Opening with the oscillating wordless vocals of the imaginably titled “Intro,” they set a monkish mood from the start, allowing the album to unspool through autumnal interludes and extended codas. As before, they favor dark, ethereal textures – reverb-heavy guitars, unprocessed pianos, mumbling bass lines – and their arrangements continue to prioritize space and atmosphere over tidy hooks. But where An Awesome Wave could feel like a collection of more or less unrelated songs, This is All Yours sounds much more self-consciously assembled as an album. And it’s a better album as a result.
Impeccably sequenced, these songs can’t be easily pulled out of context and retain the same power. In fact, the folkish “Arrival in Nara” so seamlessly transitions to the hymn-like (and thematically-linked) “Nara” that it’s hard to find where one starts and the other finishes. That hermetic mood shifts dramatically in “Every Other Freckle,” one of the album’s numerous pivot points, its lustily leering come-ons punctuated by tribal shouts and an out-of-leftfield medieval flute breakdown. The textural shift is even more pronounced with the aforementioned “Left Hand Free,” the band’s note-perfect take on American riff-rock that cuts against the meticulous spirit of the rest of the release. As a result, it’s the album’s most obvious outlier, the one moment where their sober façade cracks a grin.

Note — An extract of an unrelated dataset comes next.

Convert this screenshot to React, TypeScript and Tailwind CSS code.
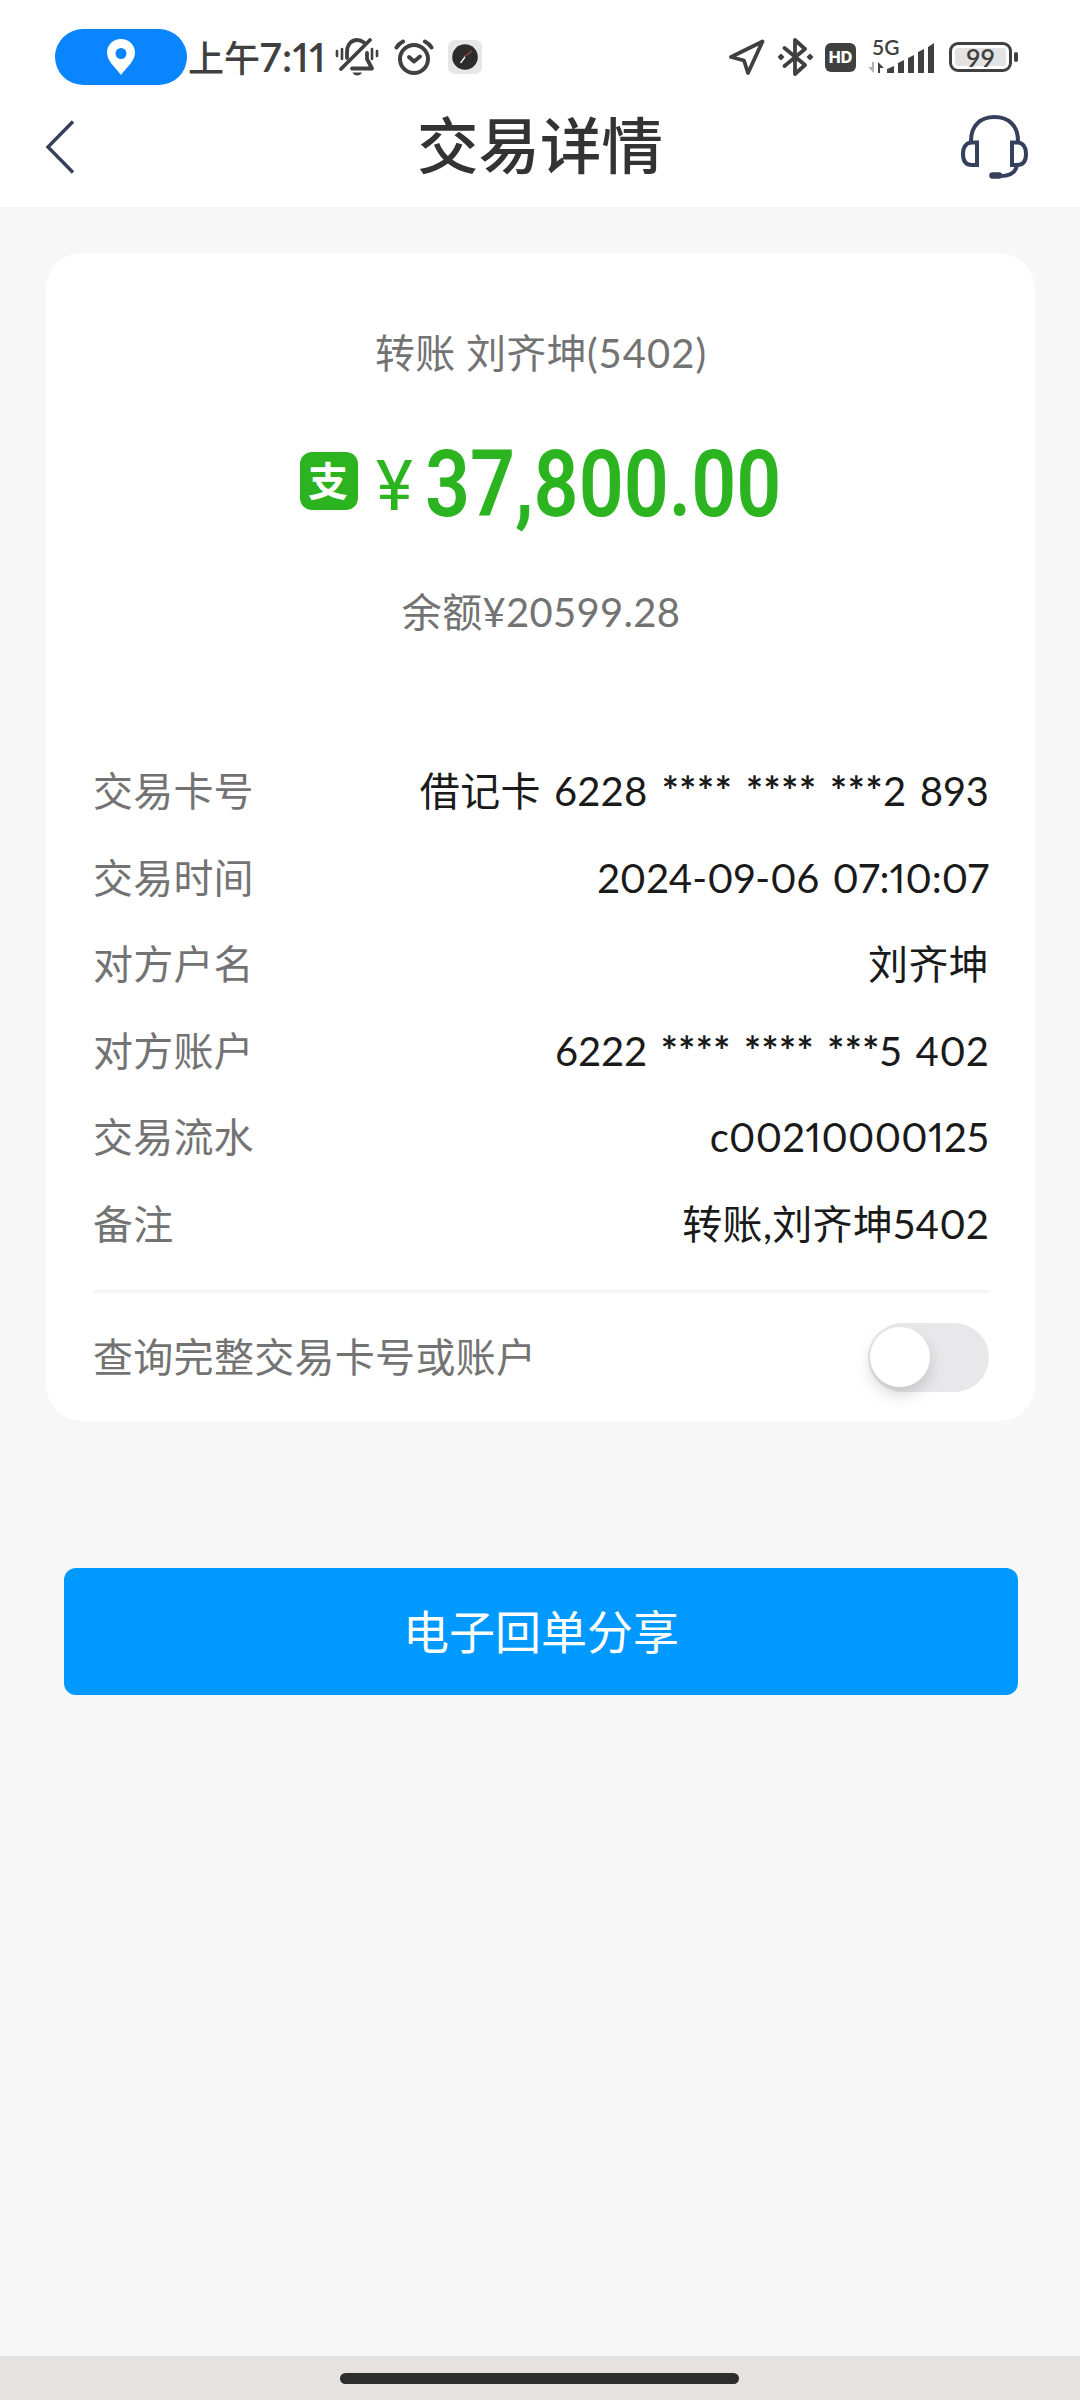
import { useState } from 'react';
import type { ReactNode } from 'react';

interface DetailRow {
    label: string;
    value: ReactNode;
}

const details: DetailRow[] = [
    {
        label: '交易卡号',
        value: (
            <>
                借记卡 <span className="tracking-[0.6px]">6228</span> <span className="font-bold tracking-[0.7px]">**** **** ***</span>2 893
            </>
        ),
    },
    { label: '交易时间', value: <span className="tracking-normal">2024-09-06 07:10:07</span> },
    { label: '对方户名', value: '刘齐坤' },
    {
        label: '对方账户',
        value: (
            <>
                6222 <span className="font-bold tracking-[0.5px]">**** **** ***</span>5 402
            </>
        ),
    },
    { label: '交易流水', value: 'c00210000125' },
    { label: '备注', value: '转账,刘齐坤5402' },
];

function BellOffIcon() {
    return (
        <svg className="ml-3 h-[38px] w-[44px]" viewBox="0 0 44 38" fill="none" stroke="#404040" strokeWidth="3.8" strokeLinecap="round">
            <path d="M12 20V14C12 7 16 2 22 2C25 2 27 3 29 4.500" />
            <path d="M32 15V21L37 30.500H17" strokeLinejoin="round" />
            <path d="M6 31L35 2" />
            <path d="M2 13V18M7 11V21M37 11V21M42 13V18" strokeWidth="2.6" />
            <path d="M17.500 34.500H27C26 36.500 24.500 37.500 22.200 37.500C20 37.500 18.500 36.500 17.500 34.500Z" fill="#404040" stroke="none" />
        </svg>
    );
}

function AlarmIcon() {
    return (
        <svg className="ml-[15px] h-9 w-10" viewBox="0 0 40 36" fill="none" stroke="#404040" strokeWidth="4" strokeLinecap="round" strokeLinejoin="round">
            <circle cx="20" cy="20" r="14" />
            <path d="M2.500 8.500C4 6 6 4 9 2.500M37.500 8.500C36 6 34 4 31 2.500" />
            <path d="M15 18L20 22.500L26 17.500" />
        </svg>
    );
}

function ClockAppIcon() {
    return (
        <svg className="ml-[14px] size-[34px]" viewBox="0 0 34 34">
            <rect width="34" height="34" rx="7" fill="#e6e6e6" />
            <circle cx="17" cy="17" r="12.800" fill="#2c2c2c" />
            <path d="M16 17L24 11" stroke="#a5453f" strokeWidth="1.200" />
            <path d="M12.500 23L17 17" stroke="#fff" strokeWidth="1.300" />
        </svg>
    );
}

function StatusBar() {
    return (
        <div className="flex h-[114px] items-start pl-[55px] pt-[29px]">
            <div className="flex h-14 w-[132px] items-center justify-center rounded-full bg-[#0b84ff]">
                <svg className="h-9 w-[28px]" viewBox="0 0 28 36">
                    <path d="M14 0C6 0 0 6 0 13.500C0 22 8 28 14 36C20 28 28 22 28 13.500C28 6 22 0 14 0ZM14 9A5.500 5.500 0 1 1 14 20A5.500 5.500 0 1 1 14 9Z" fill="#fff" fillRule="evenodd" />
                </svg>
            </div>
            <div className="flex h-14 items-center">
                <span className="w-[136px] whitespace-nowrap pl-px font-['Lato','Noto_Sans_CJK_SC',sans-serif] text-[36px] font-medium leading-[56px] text-[#404040]">
                    上午<span className="text-[40px] font-semibold tracking-[0.5px] proportional-nums">7:11</span>
                </span>
                <BellOffIcon />
                <AlarmIcon />
                <ClockAppIcon />
            </div>
            <div className="ml-auto mr-[62px] flex h-14 items-center">
                <svg className="h-9 w-9" viewBox="0 0 36 36" fill="none" stroke="#404040" strokeWidth="3.800" strokeLinejoin="round">
                    <path d="M33.500 2.500L2 18L15 21.500L19 34Z" />
                </svg>
                <svg className="ml-3 h-[38px] w-[38px]" viewBox="0 0 38 38" fill="none" stroke="#404040" strokeWidth="3.800" strokeLinejoin="round" strokeLinecap="round">
                    <path d="M7.500 10L28 27L18 36V2L28 11L7.500 28" />
                    <path d="M1.500 19L4 16.500L6.500 19L4 21.500ZM30.500 19L33 16.500L35.500 19L33 21.500Z" fill="#404040" strokeWidth="1.500" />
                </svg>
                <div className="ml-[10px] flex h-[29px] w-[31px] items-center justify-center rounded-[6px] bg-[#404040] font-['Inter',sans-serif] text-[16px] font-extrabold text-white">
                    HD
                </div>
                <div className="relative ml-[12px] h-[34px] w-[70px]">
                    <span className="absolute left-[4px] top-[-3px] font-['Lato',sans-serif] text-[21px] font-semibold leading-5 text-[#404040]">5G</span>
                    <svg className="h-[34px] w-[70px]" viewBox="0 0 70 34" fill="#404040">
                        <path d="M6 22V33L0 27H4V22Z" fill="#b0b0b0" />
                        <path d="M10 33V22L16 28H12V33Z" />
                        <path d="M19 33V29L26 26V33ZM30 33V23L36 20V33ZM40 33V18L46 15V33ZM50 33V12L56 9V33ZM60 33V7L66 3V33Z" />
                    </svg>
                </div>
                <div className="ml-[11px] flex items-center">
                    <div className="h-[30px] w-[63px] rounded-[9px] border-[3px] border-[#404040] p-[3px]">
                        <div className="flex h-[18px] items-center justify-center rounded-[3px] bg-[#e3e3e3] font-['Lato',sans-serif] text-[25px] font-semibold leading-[18px] text-[#404040]">
                            99
                        </div>
                    </div>
                    <div className="ml-[2px] h-[10px] w-1 rounded-sm bg-[#404040]" />
                </div>
            </div>
        </div>
    );
}

function Header() {
    return (
        <div className="grid h-[93px] grid-cols-[1fr_auto_1fr] items-start">
            <svg className="ml-[45px] mt-[6px] h-[54px] w-[30px]" viewBox="0 0 30 54" fill="none" stroke="#34405c" strokeWidth="3.400">
                <path d="M28 1.500L3 27L28 52.500" />
            </svg>
            <h1 className="mt-[-1px] font-['Noto_Sans_CJK_SC',sans-serif] text-[61.500px] font-medium leading-[60px] text-[#333]">交易详情</h1>
            <svg className="ml-auto mr-[51px] h-[66px] w-[70px]" viewBox="0 0 70 66" fill="none" stroke="#34405c" strokeWidth="4">
                <path d="M12 27C12 11 22 3 35.500 3C49 3 59 11 59 27" />
                <path d="M18 28.500V51H13C7 51 4 47 4 40C4 33 7 28.500 13 28.500ZM53 28.500V51H58C64 51 67 47 67 40C67 33 64 28.500 58 28.500Z" />
                <path d="M58 51C57 58 51 62 41 62" />
                <path d="M33.500 61.500H40" strokeWidth="6.500" strokeLinecap="round" />
            </svg>
        </div>
    );
}

export default function App() {
    const [showFull, setShowFull] = useState(false);

    return (
        <div className="flex h-[2400px] w-[1080px] flex-col bg-[#f7f7f7] font-['Lato','Noto_Sans_CJK_SC',sans-serif]">
            <div className="bg-white">
                <StatusBar />
                <Header />
            </div>

            <div className="ml-[46px] mr-[45px] mt-[46px] h-[1168px] rounded-[36px] bg-white pl-[47px] pr-[46px]">
                <div className="flex flex-col items-center pt-[70px] text-[#737373]">
                    <p className="text-[40px] leading-[60px] tracking-[0.3px]">
                        转账 刘齐坤<span className="tracking-[1px]">(5402)</span>
                    </p>
                    <div className="mt-[49px] flex h-[100px] items-center text-[#2bb41f]">
                        <div className="mt-[-2px] flex size-[58px] items-center justify-center rounded-[12px] bg-[#2bb41f] font-['Noto_Sans_CJK_SC',sans-serif] text-[40px] font-bold leading-[54px] text-white">
                            <span className="-ml-0.5 -mt-1">支</span>
                        </div>
                        <span className="ml-[18px] mt-[7px] font-['Roboto',sans-serif] text-[70px] leading-[100px]">¥</span>
                        <span className="ml-[12px] mt-[6px] w-[357px] whitespace-nowrap font-['Roboto',sans-serif] text-[92px] font-semibold leading-[100px]">
                            <span className="inline-block origin-left scale-x-[0.857]">37,800.00</span>
                        </span>
                    </div>
                    <p className="mt-[50px] text-[40px] leading-[60px] tracking-[0.3px]">余额¥20599.28</p>
                </div>

                <div className="mt-[106px]">
                    {details.map((row) => (
                        <div key={row.label} className="flex h-[86.5px] items-center justify-between text-[40px]">
                            <span className="tracking-[0.2px] text-[#737373]">{row.label}</span>
                            <span className="whitespace-nowrap tracking-[0.3px] text-[#1a1a1a] proportional-nums [word-spacing:3px]">{row.value}</span>
                        </div>
                    ))}
                </div>

                <div className="mt-[23px] flex h-[131px] items-center justify-between border-t-[3px] border-[#f5f5f5]">
                    <span className="text-[40px] tracking-[0.3px] text-[#737373]">查询完整交易卡号或账户</span>
                    <button
                        onClick={() => setShowFull(!showFull)}
                        className={`flex h-[69px] w-[121px] items-center rounded-full bg-[#e8e8ea] px-[2px] ${showFull ? 'justify-end' : 'justify-start'}`}
                    >
                        <span className="size-[60px] rounded-full bg-white shadow-[0_8px_16px_rgba(0,0,0,0.15)]" />
                    </button>
                </div>
            </div>

            <button className="ml-16 mt-[147px] h-[127px] w-[954px] rounded-[12px] bg-[#09f] text-[46px] text-white">
                电子回单分享
            </button>

            <div className="mt-auto flex h-[44px] justify-center bg-[#e6e2e1] pt-[17px]">
                <div className="mr-[2px] h-[11px] w-[399px] rounded-full bg-[#2d2d2d]" />
            </div>
        </div>
    );
}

Even more than their debut, alt-J’s sound is the collision of contradictory forces on This is All Yours. Vocalist/guitarist Joe Newman remains the band’s central character, an oddly entrancing frontman whose soft tenor is both untrained and intricate, perfectly complementing keyboardist Gus Unger-Hamilton’s choir boy backing vocals. Unger-Hamilton, himself, appears to have stepped up to play a bigger role in the arranging of these songs, his classical training and use of harmonic counterpoints adding a level of sophistication to the album’s careful vocal and textural layering. The unexpected star of the show is Thom Green, the everywhere-at-once drummer who provides the connecting thread between the album’s disparate pieces, his understated yet forceful rhythms tracing each song through its maze of stylistic side-roads. Having taught himself the art of laptop production, Green is also responsible for the album’s increased use of samples and drum loops, adding subtle electronic smudges to the swirling textural palette.
The most striking, as well as the most audacious, example of this new acoustic/electronic hybrid is first single “Hunger of the Pine,” a delicately throbbing ballad laced with some fairly obtrusive Miley Cyrus samples. On its face, it’s not a decision that seems to make that much sense, and hearing Cyrus bleat “I’m a female rebel!” is particularly jarring when coupled with Newman’s softly pensive vocals. Even so, the sample is such an expectation-defying moment that it ends up making everything that surrounds it in the arrangement stand out that much more clearly. Like so many choices on this album, it seems utterly baffling until you hear it in context. That, more than anything, is alt-J’s peculiar genius, and All This is Yours provides no shortage of such moments.
Other experiments, such as having a cast of vocalists (including Lianne La Havas and Bright Eyes’ Conor Oberst) sing individual words or phrases on “Warm Foothills,” don’t work quite so well, but most of the most outré risks do pay off eventually. The second half of the album gets increasingly weird and impressionistic, drifting through the chest-bursting Alien references of “The Gospel of John Hurt” and the skittering beats and French horn lines of “Bloodflood Pt. II,” each song threatening to break loose in a catharsis that doesn’t arrive until the album-closing chants of “Leaving Nara.” There are no other bands making albums quite like this.
For a band whose early comparisons to Radiohead did them no real favors, it seems appropriate that alt-J has managed to escape the fate of many of Radiohead’s most obvious acolytes by ignoring Radiohead’s sound and instead copying their willingness to follow their strangest ideas to their illogical conclusions. In the process, they’ve created the rare sort of album that manages to be both familiar and disorienting at the same time, an expansively cinematic experience that remains unpretentiously grounded. They might never be the type of guys whose innate charisma will light up any room they walk into, but alt-J has few peers when it comes to the art of album construction.